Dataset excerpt
—————
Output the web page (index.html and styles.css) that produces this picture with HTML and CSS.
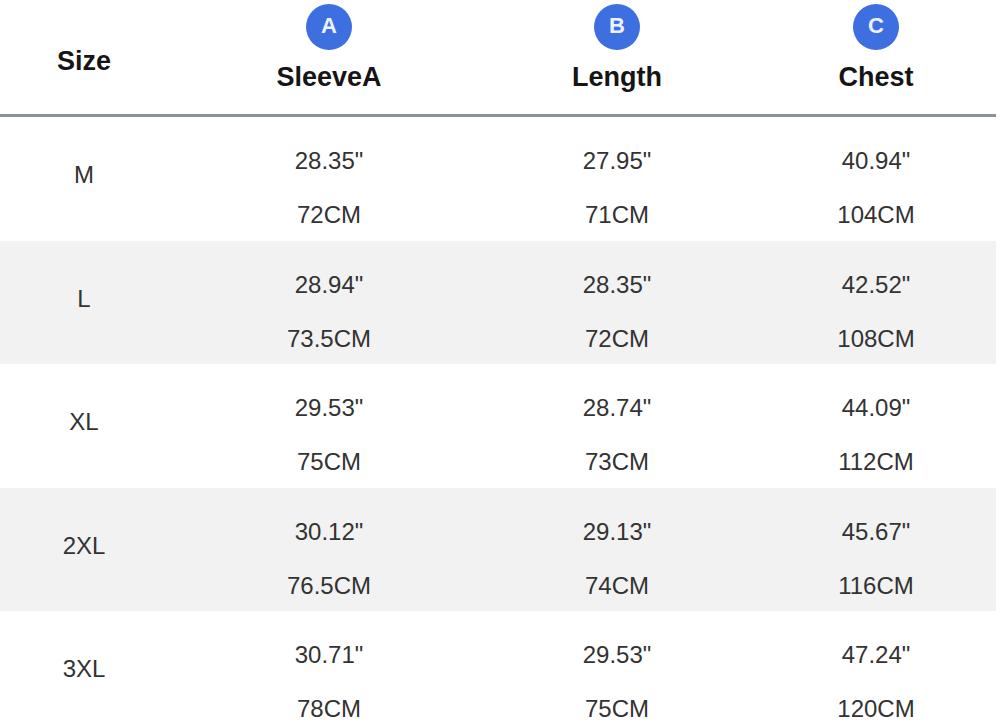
FILE: index.html
```html
<!DOCTYPE html>
<html>
<head>
<meta charset="utf-8">
<link rel="stylesheet" href="styles.css">
</head>
<body>
<div class="chart">
  <div class="head">
    <div class="hcell size-h">Size</div>
    <div class="hcell"><span class="badge">A</span><span class="hlabel">SleeveA</span></div>
    <div class="hcell"><span class="badge">B</span><span class="hlabel">Length</span></div>
    <div class="hcell last"><span class="badge">C</span><span class="hlabel">Chest</span></div>
  </div>

  <div class="row">
    <div class="size">M</div>
    <div class="val"><span>28.35"</span><span>72CM</span></div>
    <div class="val"><span>27.95"</span><span>71CM</span></div>
    <div class="val last"><span>40.94"</span><span>104CM</span></div>
  </div>
  <div class="row shade">
    <div class="size">L</div>
    <div class="val"><span>28.94"</span><span>73.5CM</span></div>
    <div class="val"><span>28.35"</span><span>72CM</span></div>
    <div class="val last"><span>42.52"</span><span>108CM</span></div>
  </div>
  <div class="row">
    <div class="size">XL</div>
    <div class="val"><span>29.53"</span><span>75CM</span></div>
    <div class="val"><span>28.74"</span><span>73CM</span></div>
    <div class="val last"><span>44.09"</span><span>112CM</span></div>
  </div>
  <div class="row shade">
    <div class="size">2XL</div>
    <div class="val"><span>30.12"</span><span>76.5CM</span></div>
    <div class="val"><span>29.13"</span><span>74CM</span></div>
    <div class="val last"><span>45.67"</span><span>116CM</span></div>
  </div>
  <div class="row">
    <div class="size">3XL</div>
    <div class="val"><span>30.71"</span><span>78CM</span></div>
    <div class="val"><span>29.53"</span><span>75CM</span></div>
    <div class="val last"><span>47.24"</span><span>120CM</span></div>
  </div>
</div>
</body>
</html>
```

FILE: styles.css
```css
html, body {
  margin: 0;
  padding: 0;
  background: #ffffff;
}

body {
  font-family: "Liberation Sans", Arial, Helvetica, sans-serif;
  width: 1000px;
  height: 722px;
  overflow: hidden;
}

.chart {
  width: 996px;
}

.head,
.row {
  display: grid;
  grid-template-columns: 168px 322px 254px 252px;
}

.head {
  height: 114px;
  border-bottom: 3px solid #8c9299;
}

.hcell {
  display: flex;
  flex-direction: column;
  align-items: center;
  padding-top: 4px;
  gap: 11px;
}

.hcell.last,
.val.last {
  padding-left: 12px;
}

.size-h {
  padding-top: 45px;
  font-size: 27px;
  line-height: 32px;
  font-weight: bold;
  color: #151515;
}

.badge {
  width: 46px;
  height: 46px;
  border-radius: 50%;
  background: #3d6fe0;
  color: #eef2fd;
  font-weight: bold;
  font-size: 22px;
  display: flex;
  align-items: center;
  justify-content: center;
  line-height: 1;
  padding-bottom: 2px;
  box-sizing: border-box;
}

.hlabel {
  font-size: 27px;
  line-height: 32px;
  font-weight: bold;
  color: #151515;
}

.row {
  height: 123.5px;
  font-size: 24px;
  line-height: 30px;
  color: #333333;
}

.row.shade {
  background: #f2f2f2;
}

.size {
  text-align: center;
  padding-top: 43px;
}

.val {
  display: flex;
  flex-direction: column;
  align-items: center;
  padding-top: 29px;
  gap: 24px;
}
```
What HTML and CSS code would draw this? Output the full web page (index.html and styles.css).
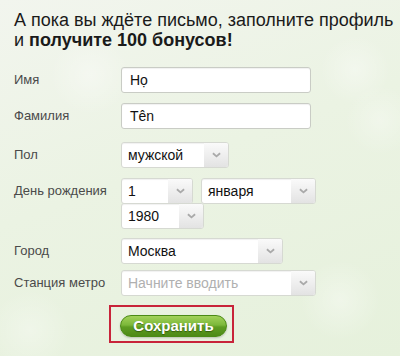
FILE: index.html
```html
<!DOCTYPE html>
<html lang="ru">
<head>
<meta charset="utf-8">
<title>Профиль</title>
<link rel="stylesheet" href="styles.css">
</head>
<body>
<div class="page">
  <h1 class="title">А пока вы ждёте письмо, заполните профиль<br>и <b>получите 100 бонусов!</b></h1>

  <div class="form">
    <div class="row row-name">
      <div class="label">Имя</div>
      <div class="input w-full">Họ</div>
    </div>
    <div class="row row-surname">
      <div class="label">Фамилия</div>
      <div class="input w-full">Tên</div>
    </div>
    <div class="row row-sex">
      <div class="label">Пол</div>
      <div class="select w-sex"><span class="val">мужской</span><span class="arrow"><svg viewBox="0 0 10 6" width="9" height="6"><path d="M1 1 L5 4.5 L9 1" fill="none" stroke="#a9a9a9" stroke-width="2"/></svg></span></div>
    </div>
    <div class="row row-birth">
      <div class="label">День рождения</div>
      <div class="birth">
        <div class="birth-top">
          <div class="select w-day"><span class="val">1</span><span class="arrow"><svg viewBox="0 0 10 6" width="9" height="6"><path d="M1 1 L5 4.5 L9 1" fill="none" stroke="#a9a9a9" stroke-width="2"/></svg></span></div>
          <div class="select w-month"><span class="val">января</span><span class="arrow"><svg viewBox="0 0 10 6" width="9" height="6"><path d="M1 1 L5 4.5 L9 1" fill="none" stroke="#a9a9a9" stroke-width="2"/></svg></span></div>
        </div>
        <div class="select w-year year"><span class="val">1980</span><span class="arrow"><svg viewBox="0 0 10 6" width="9" height="6"><path d="M1 1 L5 4.5 L9 1" fill="none" stroke="#a9a9a9" stroke-width="2"/></svg></span></div>
      </div>
    </div>
    <div class="row row-city">
      <div class="label">Город</div>
      <div class="select w-city"><span class="val">Москва</span><span class="arrow"><svg viewBox="0 0 10 6" width="9" height="6"><path d="M1 1 L5 4.5 L9 1" fill="none" stroke="#a9a9a9" stroke-width="2"/></svg></span></div>
    </div>
    <div class="row row-metro">
      <div class="label">Станция метро</div>
      <div class="select w-metro"><span class="val placeholder">Начните вводить</span><span class="arrow"><svg viewBox="0 0 10 6" width="9" height="6"><path d="M1 1 L5 4.5 L9 1" fill="none" stroke="#a9a9a9" stroke-width="2"/></svg></span></div>
    </div>
  </div>

  <div class="actions">
    <div class="highlight">
      <button class="save">Сохранить</button>
    </div>
  </div>
</div>
</body>
</html>
```
FILE: styles.css
```css
html, body {
  margin: 0;
  padding: 0;
}
body {
  width: 400px;
  height: 356px;
  overflow: hidden;
  font-family: "Liberation Sans", Arial, sans-serif;
  color: #222;
  background:
    radial-gradient(circle at 90px 75px, rgba(255,255,255,0.35) 0, rgba(255,255,255,0) 40px),
    radial-gradient(circle at 355px 70px, rgba(255,255,255,0.35) 0, rgba(255,255,255,0) 35px),
    radial-gradient(circle at 380px 120px, rgba(255,255,255,0.3) 0, rgba(255,255,255,0) 35px),
    radial-gradient(circle at 340px 300px, rgba(255,255,255,0.35) 0, rgba(255,255,255,0) 40px),
    radial-gradient(circle at 30px 330px, rgba(255,255,255,0.3) 0, rgba(255,255,255,0) 40px),
    linear-gradient(160deg, #f2f5ee 0%, #ebf3e3 45%, #e6f1dc 100%);
}
.page {
  padding: 10px 0 0 0;
}
.title {
  margin: 0;
  padding-left: 14px;
  font-size: 18px;
  line-height: 20px;
  font-weight: normal;
  color: #1a1a1a;
  white-space: nowrap;
}
.title b {
  font-weight: bold;
}
.form {
  margin-top: 17px;
}
.row {
  display: grid;
  grid-template-columns: 121px auto;
  align-items: start;
}
.row-surname { margin-top: 10px; }
.row-sex { margin-top: 13px; }
.row-birth { margin-top: 10px; }
.row-city { margin-top: 9px; }
.row-metro { margin-top: 6px; }

.label {
  padding-left: 14px;
  font-size: 13px;
  line-height: 26px;
  color: #4a4a4a;
  white-space: nowrap;
}
.input, .select {
  box-sizing: border-box;
  height: 26px;
  background: #fff;
  border: 1px solid #d6d9d2;
  border-radius: 3px;
  font-size: 14px;
  line-height: 24px;
  color: #111;
  box-shadow: inset 0 1px 1px rgba(0,0,0,0.06);
}
.input {
  padding-left: 8px;
  border-color: #c9ccc5;
}
.w-full { width: 190px; }
.select {
  display: flex;
  overflow: hidden;
}
.select .val {
  flex: 1;
  padding-left: 6px;
  white-space: nowrap;
  overflow: hidden;
}
.select .placeholder {
  color: #b0b0b0;
}
.select .arrow {
  width: 24px;
  flex: none;
  display: flex;
  align-items: center;
  justify-content: center;
  background: linear-gradient(to bottom, #fafafa, #e3e3e3);
}
.w-sex { width: 108px; }
.w-day { width: 72px; }
.w-month { width: 115px; }
.w-year { width: 83px; }
.w-city { width: 162px; }
.w-metro { width: 195px; }
.birth-top {
  display: flex;
  gap: 8px;
}
.year {
  margin-top: -1px;
}
.actions {
  margin-top: 9px;
  padding-left: 109px;
}
.highlight {
  box-sizing: border-box;
  width: 125px;
  height: 38px;
  border: 2px solid #c8243a;
  padding: 8px 0 0 9px;
}
.save {
  display: block;
  box-sizing: border-box;
  width: 107px;
  height: 22px;
  margin: 0;
  padding: 0;
  border: 1px solid #4b8a16;
  border-radius: 11px;
  background: linear-gradient(to bottom, #a2d25a 0%, #7cb83a 45%, #5e9d22 55%, #4e8a16 100%);
  color: #fff;
  font-family: "Liberation Sans", Arial, sans-serif;
  font-size: 15px;
  font-weight: bold;
  line-height: 20px;
  text-shadow: 0 1px 1px rgba(40,70,10,0.7);
  box-shadow: 0 1px 2px rgba(0,0,0,0.2);
}
```
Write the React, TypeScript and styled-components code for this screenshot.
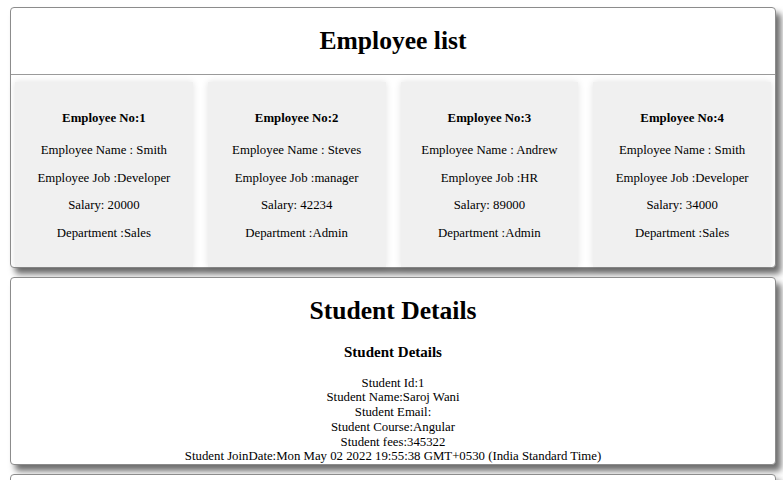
import React from "react";
import styled, { createGlobalStyle } from "styled-components";

const GlobalStyle = createGlobalStyle`
  html, body {
    margin: 0;
    padding: 0;
    background: #ffffff;
  }
  body {
    font-family: "Liberation Serif", "Times New Roman", serif;
    font-size: 12.8px;
    color: #000;
  }
`;

const Page = styled.div`
  display: flex;
  flex-direction: column;
  gap: 9px;
  padding: 7px 7px 0 10px;
`;

const Panel = styled.section`
  background: #fff;
  border: 1px solid #8c8c8c;
  border-radius: 4px;
  box-shadow: 5px 6px 6px #6e6e6e;
  text-align: center;
`;

const PanelTitle = styled.h1`
  margin: 18px 0 0;
  font-size: 25.6px;
  font-weight: bold;
  line-height: 29px;
`;

const Divider = styled.hr`
  margin: 19px 0 7px;
  border: none;
  border-top: 1px solid #9a9a9a;
  height: 0;
`;

const CardGrid = styled.div`
  display: grid;
  grid-template-columns: repeat(4, 1fr);
  gap: 15px;
  padding: 0 4px;
`;

const EmployeeCard = styled.div`
  display: flex;
  flex-direction: column;
  align-items: center;
  background: #f0f0f0;
  box-shadow: 0 0 7px rgba(0, 0, 0, 0.12);
  padding: 29px 6px 26px;
`;

const CardTitle = styled.h4`
  margin: 0 0 17px;
  font-size: 12.8px;
  font-weight: bold;
  line-height: 15px;
`;

const CardLines = styled.div`
  display: flex;
  flex-direction: column;
  gap: 12.5px;
`;

const CardLine = styled.p`
  margin: 0;
  line-height: 15px;
`;

const SubTitle = styled.h3`
  margin: 19px 0 15px;
  font-size: 15px;
  font-weight: bold;
  line-height: 17px;
`;

const InfoLine = styled.div`
  line-height: 14.8px;
`;

const BottomPanel = styled(Panel)`
  height: 40px;
`;

type Employee = {
  no: number;
  name: string;
  job: string;
  salary: number;
  dept: string;
};

const employees: Employee[] = [
  { no: 1, name: "Smith", job: "Developer", salary: 20000, dept: "Sales" },
  { no: 2, name: "Steves", job: "manager", salary: 42234, dept: "Admin" },
  { no: 3, name: "Andrew", job: "HR", salary: 89000, dept: "Admin" },
  { no: 4, name: "Smith", job: "Developer", salary: 34000, dept: "Sales" },
];

const studentLines = [
  "Student Id:1",
  "Student Name:Saroj Wani",
  "Student Email:",
  "Student Course:Angular",
  "Student fees:345322",
  "Student JoinDate:Mon May 02 2022 19:55:38 GMT+0530 (India Standard Time)",
];

export default function App() {
  return (
    <>
      <GlobalStyle />
      <Page>
        <Panel>
          <PanelTitle>Employee list</PanelTitle>
          <Divider />
          <CardGrid>
            {employees.map((e) => (
              <EmployeeCard key={e.no}>
                <CardTitle>Employee No:{e.no}</CardTitle>
                <CardLines>
                  <CardLine>Employee Name : {e.name}</CardLine>
                  <CardLine>Employee Job :{e.job}</CardLine>
                  <CardLine>Salary: {e.salary}</CardLine>
                  <CardLine>Department :{e.dept}</CardLine>
                </CardLines>
              </EmployeeCard>
            ))}
          </CardGrid>
        </Panel>
        <Panel>
          <PanelTitle>Student Details</PanelTitle>
          <SubTitle>Student Details</SubTitle>
          {studentLines.map((l) => (
            <InfoLine key={l}>{l}</InfoLine>
          ))}
        </Panel>
        <BottomPanel />
      </Page>
    </>
  );
}
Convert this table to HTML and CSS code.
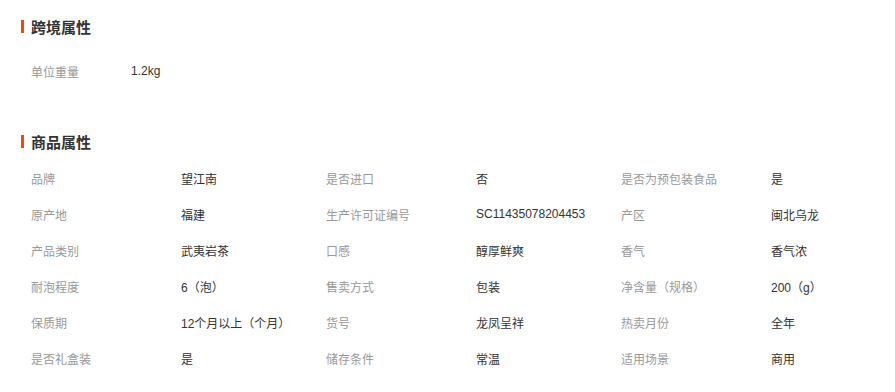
—————
AIM
Return all lines containing the word "code".

THE ANSWER
What HTML and CSS code would draw this? Output the full web page (index.html and styles.css).
Write the React, TypeScript and styled-components code for this screenshot.
Convert this table to HTML and CSS code.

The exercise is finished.